Cost-sensitive Feature Selection for Support Vector Machines

TL;DR

This work tackles feature selection in binary classification under asymmetric misclassification costs by embedding feature selection into Support Vector Machines. The authors formulate an optimization pipeline that first solves a mixed-integer linear program (P1) to minimize the total feature cost, while enforcing empirical bounds on performance measures via $TPR$ and $TNR$; the selected features are then used to train the SVM, either with a linear kernel (P2) or with a kernelized approach (P3) where the kernel is adapted to the chosen feature subset $z$. Empirical results on several UCI datasets demonstrate substantial feature reduction with controlled performance losses, and the Hoeffding-based thresholding scheme often improves accuracy at the cost of sparsity; comparisons with related methods indicate competitive results with explicit cost-sensitivity. The approach offers a practical, scalable path to sparse, cost-aware SVMs and suggests extensions to regression, multiclass fusion, and more sophisticated kernel adaptations. Overall, the method delivers sparse, cost-aware SVMs that maintain key performance guarantees while reducing measurement costs and model complexity.

Abstract

Feature Selection is a crucial procedure in Data Science tasks such as Classification, since it identifies the relevant variables, making thus the classification procedures more interpretable, cheaper in terms of measurement and more effective by reducing noise and data overfit. The relevance of features in a classification procedure is linked to the fact that misclassifications costs are frequently asymmetric, since false positive and false negative cases may have very different consequences. However, off-the-shelf Feature Selection procedures seldom take into account such cost-sensitivity of errors. In this paper we propose a mathematical-optimization-based Feature Selection procedure embedded in one of the most popular classification procedures, namely, Support Vector Machines, accommodating asymmetric misclassification costs.
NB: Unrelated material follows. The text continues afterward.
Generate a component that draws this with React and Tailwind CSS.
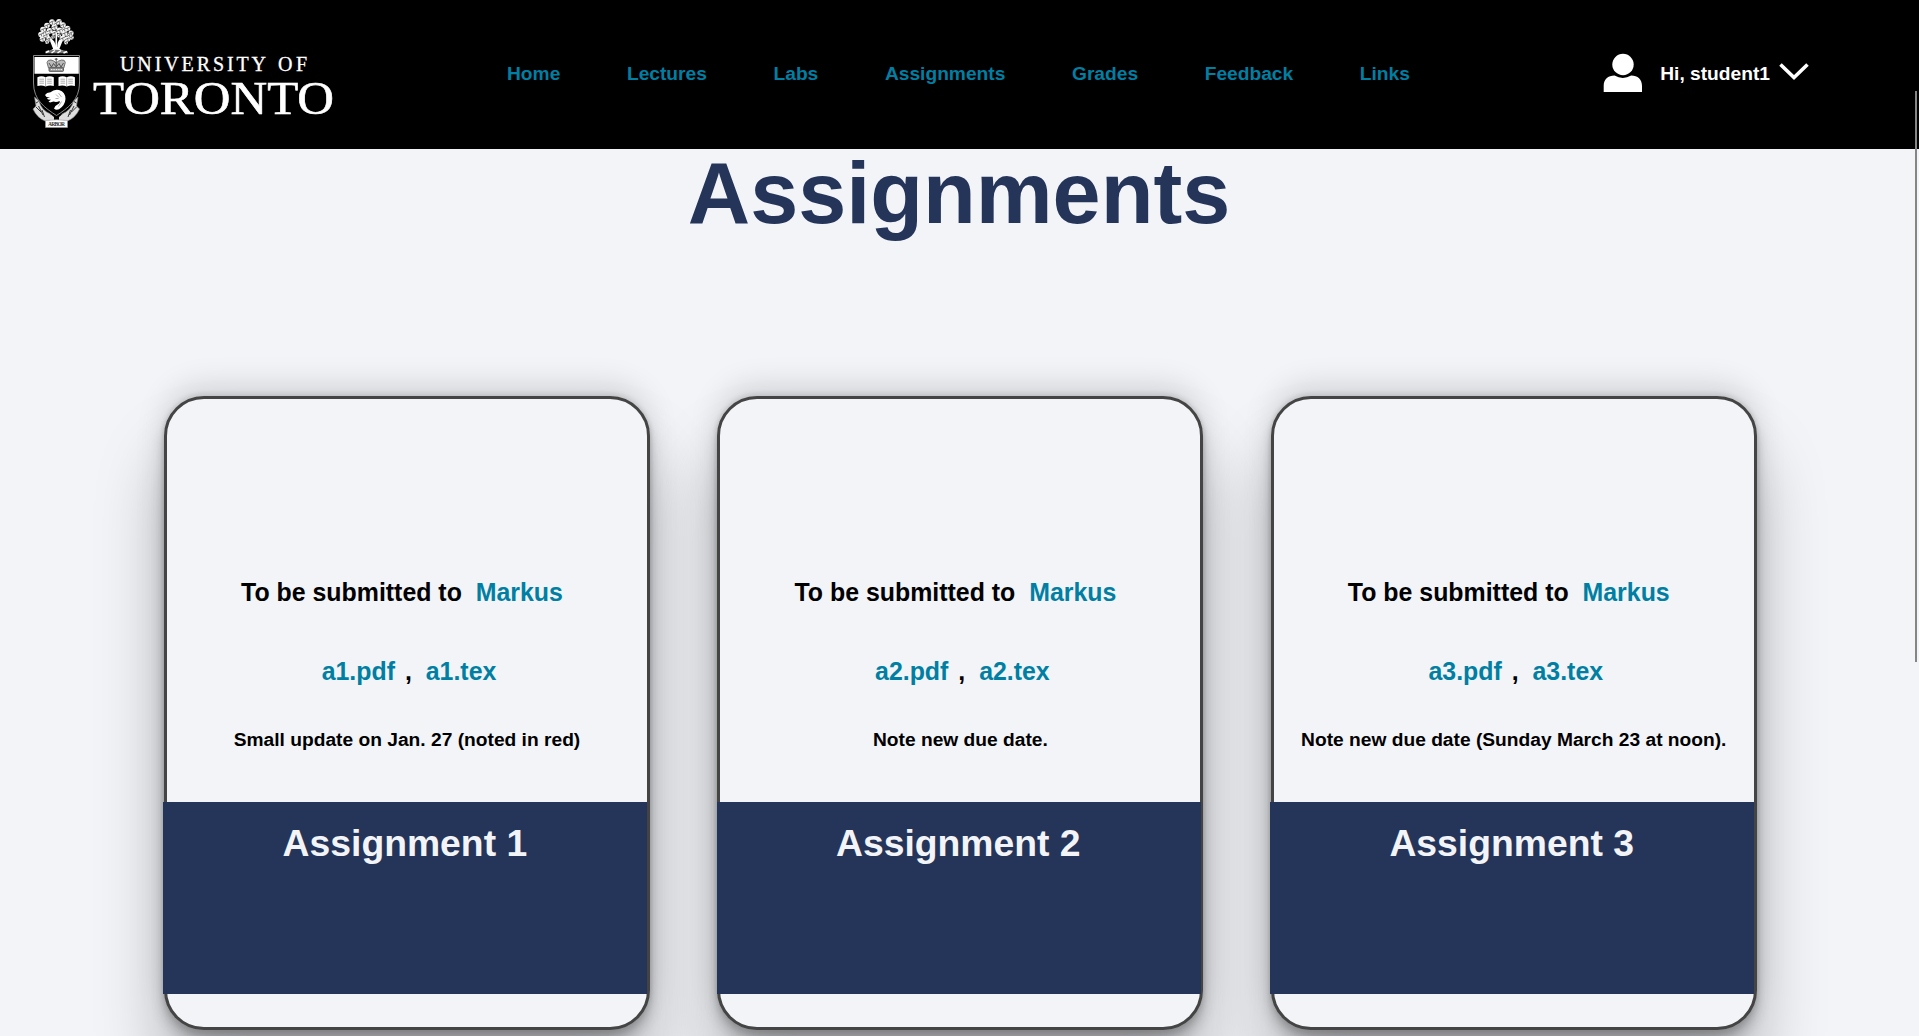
const NAV = ['Home', 'Lectures', 'Labs', 'Assignments', 'Grades', 'Feedback', 'Links'];

const ASSIGNMENTS = [
  { n: 1, note: 'Small update on Jan. 27 (noted in red)' },
  { n: 2, note: 'Note new due date.' },
  { n: 3, note: 'Note new due date (Sunday March 23 at noon).' },
];

// Leaf clusters of the tree above the shield: x, y, radius
const LEAVES = [
  [52, 22, 2.8], [59, 21.8, 2.8], [47, 25.5, 2.8], [54.5, 27, 3], [63, 25, 2.8],
  [43, 29.5, 2.8], [49.5, 31, 3], [59.5, 30.5, 3], [67.5, 28.5, 2.8], [41, 34.5, 2.8],
  [46.5, 35, 2.8], [54.5, 33, 2.6], [64.5, 33.5, 3], [71, 33, 2.6], [42.5, 39, 2.8],
  [49, 39, 2.6], [62.5, 38.5, 2.8], [67.5, 39, 2.8], [71.5, 37.5, 2.2], [47, 42, 2], [66, 42.5, 2],
  [56, 23.5, 2], [59, 35.5, 2], [53, 37, 1.8], [69, 35.5, 1.8], [64, 29.5, 2], [45, 32, 1.8],
];

function Book({ x }) {
  return (
    <g transform={`translate(${x} 76)`}>
      <path d="M0 1.2Q4 -.8 8.2 1.2Q12.4 -.8 16.4 1.2V10Q12.4 8.6 8.2 10.4Q4 8.6 0 10Z" fill="#fff" />
      <path d="M8.2 1.2V10.4M2 3.2H6.6M2 5.2H6.6M2 7.2H6.6M9.8 3.2H14.4M9.8 5.2H14.4M9.8 7.2H14.4" stroke="#777" strokeWidth=".6" />
    </g>
  );
}

function Logo() {
  return (
    <svg width="345" height="140" viewBox="0 0 345 140" fill="none" className="shrink-0">
      {/* tree */}
      <path d="M54 51Q55.500 46 53.500 42L48 36M58.500 51Q57.500 45 59.500 41L65 35M56.300 51V32M50 51.500Q54 50 56 47Q59 50 63 51.500Z" stroke="#fff" strokeWidth="1.700" fill="#fff" />
      {LEAVES.map(([x, y, r], i) => (
        <g key={i}>
          <circle cx={x} cy={y} r={r} fill="#f4f4f4" />
          <path d={`M${x - r} ${y + 1}L${x} ${y - 0.5}L${x + 1} ${y + r}M${x} ${y - 0.5}L${x + r} ${y - 1.5}`} stroke="#333" strokeWidth=".6" />
        </g>
      ))}
      <path d="M45 53.300Q45 50.500 48 50.500Q56 49 64 50.500Q68.500 50.500 68 53.300Z" fill="#777" />
      <path d="M46 52.500L49 51M51.500 53L55 50.500M57.500 53L61 50.500M63.500 53L67 51.500" stroke="#fff" strokeWidth="1.500" />
      {/* ribbons */}
      <path d="M34.500 97L39 101Q41 110 50.500 114L51 120L46 121.500Q37 118 33 109L36 106Z" fill="#ddd" stroke="#888" strokeWidth=".6" />
      <path d="M78 97L73.500 101Q71.500 110 62 114L61.500 120L66.500 121.500Q75.500 118 79.500 109L76.500 106Z" fill="#ddd" stroke="#888" strokeWidth=".6" />
      <path d="M36 103L38.500 101.500M36 107L41 112M38.500 106L43 115M42 110L44.500 117M76.500 103L74 101.500M76.500 107L71.500 112M74 106L69.500 115M70.500 110L68 117" stroke="#222" strokeWidth=".9" />
      {/* shield */}
      <path d="M33.500 55.500H79.500V83C79.500 100 68 108 56.500 115.500C45 108 33.500 100 33.500 83Z" fill="#000" stroke="#888" strokeWidth="1" />
      <path d="M34.500 57H78.800V73.700H34.500Z" fill="#fff" />
      {/* crown */}
      <path d="M48.500 68L47 62.500Q47.500 59.500 51 60Q54 60.500 56.200 63Q58.500 60.500 61.500 60Q65 59.500 65.300 62.500L63.800 68Z" fill="#bbb" stroke="#555" strokeWidth=".8" />
      <path d="M56.200 58V66M54.700 59.200H57.700M49 63L51.500 67L53.500 63.500L56.200 67L59 63.500L61 67L63.500 63" stroke="#444" strokeWidth=".9" />
      <rect x="49" y="67.800" width="14.500" height="3.600" rx=".8" fill="#999" stroke="#444" strokeWidth=".8" />
      <path d="M51 69.600H62" stroke="#fff" strokeWidth=".9" strokeDasharray="1.400 1" />
      <Book x={37.4} />
      <Book x={58.5} />
      {/* beaver */}
      <path d="M45 95Q46.500 92.500 50.500 92.300Q54 89 59 90Q65.500 92 65.500 99Q65 105.500 59 109.300Q56 110.500 54 108.500Q55 105.500 59 103.500Q60.500 101.500 59.500 101Q56.500 102.500 53.500 101.500L50 102.500L48.500 101.500L51 99.700L48 99.500L47 98.300L50 97.500L46.500 97Z" fill="#fff" />
      <path d="M56 94.500L59 97.500M58.500 93L61.500 97M55.500 98.500H58.500M61.500 101.500L58.500 106.500" stroke="#777" strokeWidth=".6" />
      {/* motto */}
      <path d="M47.500 118L51 114.500L54 117V120H47.500ZM65.500 118L62 114.500L59 117V120H65.500Z" fill="#ddd" />
      <path d="M45.500 120.500Q56.500 119 67.500 120.500V127.500H45.500Z" fill="#fff" stroke="#999" strokeWidth=".6" />
      <text x="56.500" y="126.200" textAnchor="middle" fontSize="5.500" fontWeight="700" fill="#333" fontFamily="Liberation Serif, serif" textLength="17">ARBOR</text>
      {/* wordmark */}
      <g fill="#fff" stroke="#fff" fontFamily="Liberation Serif, serif" fontWeight="400">
        <text x="120" y="70.500" fontSize="20" strokeWidth=".3" textLength="146" lengthAdjust="spacing">UNIVERSITY</text>
        <text x="278" y="70.500" fontSize="20" strokeWidth=".3" textLength="29" lengthAdjust="spacing">OF</text>
        <text x="93" y="113.500" fontSize="45.500" strokeWidth=".6" textLength="241" lengthAdjust="spacingAndGlyphs">TORONTO</text>
      </g>
    </svg>
  );
}

function Card({ n, note }) {
  return (
    <article className="flex h-[634px] w-[486px] shrink-0 flex-col rounded-[40px] border-3 border-[#444] bg-[#f2f4f8] text-center text-[24.9px] leading-[29px] [box-shadow:0_54px_68px_rgba(0,0,0,0.27),0_-12px_30px_rgba(0,0,0,0.12),0_4px_6px_rgba(0,0,0,0.12),0_12px_13px_rgba(0,0,0,0.17),0_-3px_5px_rgba(0,0,0,0.09)]">
      <div className="h-[403px] pt-[179px] whitespace-nowrap">
        <p className="pr-2.5">
          To be submitted to <a className="ml-[7px] text-[#007fa3]">Markus</a>
        </p>
        <p className="mt-[50px] pl-1">
          <a className="text-[#007fa3]">a{n}.pdf</a>
          <span className="mr-[7px] ml-[3px]"> , </span>
          <a className="text-[#007fa3]">a{n}.tex</a>
        </p>
        <p className="mt-[43px] text-[19.2px] leading-[22px]">{note}</p>
      </div>
      <h2 className="-ml-[3.6px] h-48 w-[484px] bg-[#25355a] pt-5 pr-px text-[37.3px] leading-[43px] text-[#f2f4f8]">Assignment {n}</h2>
    </article>
  );
}

export default function App() {
  return (
    <div className="relative h-[1036px] w-full overflow-hidden bg-[#f2f4f8] font-['Liberation_Sans',Arial,sans-serif] font-bold text-black">
      <header className="flex h-[149px] items-start bg-black text-[19.2px] leading-[22px]">
        <Logo />
        <nav className="ml-[162px] flex gap-[66.6px] pt-[63px] text-[#007fa3]">
          {NAV.map((item) => (
            <a key={item}>{item}</a>
          ))}
        </nav>
        <div className="mr-[110px] ml-auto flex pt-[53px] text-white">
          <svg width="40" height="40" viewBox="0 0 40 40" fill="#fff">
            <circle cx="20" cy="11.500" r="10.700" />
            <path d="M.7 39V33C.7 26.500 5 22.600 11.500 22.600Q19.800 27.500 28.200 22.600C34.800 22.600 39 26.500 39 33V39Z" />
          </svg>
          <span className="mt-2.5 ml-[17px]">Hi, student1</span>
          <svg width="30" height="20" viewBox="0 0 30 20" fill="none" className="mt-[9px] ml-[9px]">
            <path d="M1.500 2.500L15 15.500L28.500 2.500" stroke="#fff" strokeWidth="3.600" />
          </svg>
        </div>
      </header>
      <h1 className="-mt-1.5 pr-px text-center text-[86.4px] leading-[100px] text-[#25355a]">Assignments</h1>
      <main className="mt-[153px] ml-[164px] flex gap-[67.4px]">
        {ASSIGNMENTS.map((a) => (
          <Card key={a.n} {...a} />
        ))}
      </main>
      <div className="absolute top-[91px] right-[2px] h-[571px] w-[2px] bg-[#858585]" />
    </div>
  );
}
The key idea is to replace the traditional margin maximization by minimizing the number of features selected, but imposing upper bounds on the false positive and negative rates. The problem is written as an integer linear problem plus a quadratic convex problem for Support Vector Machines with both linear and radial kernels. The reported numerical experience demonstrates the usefulness of the proposed Feature Selection procedure. Indeed, our results on benchmark data sets show that a substantial decrease of the number of features is obtained, whilst the desired trade-off between false positive and false negative rates is achieved.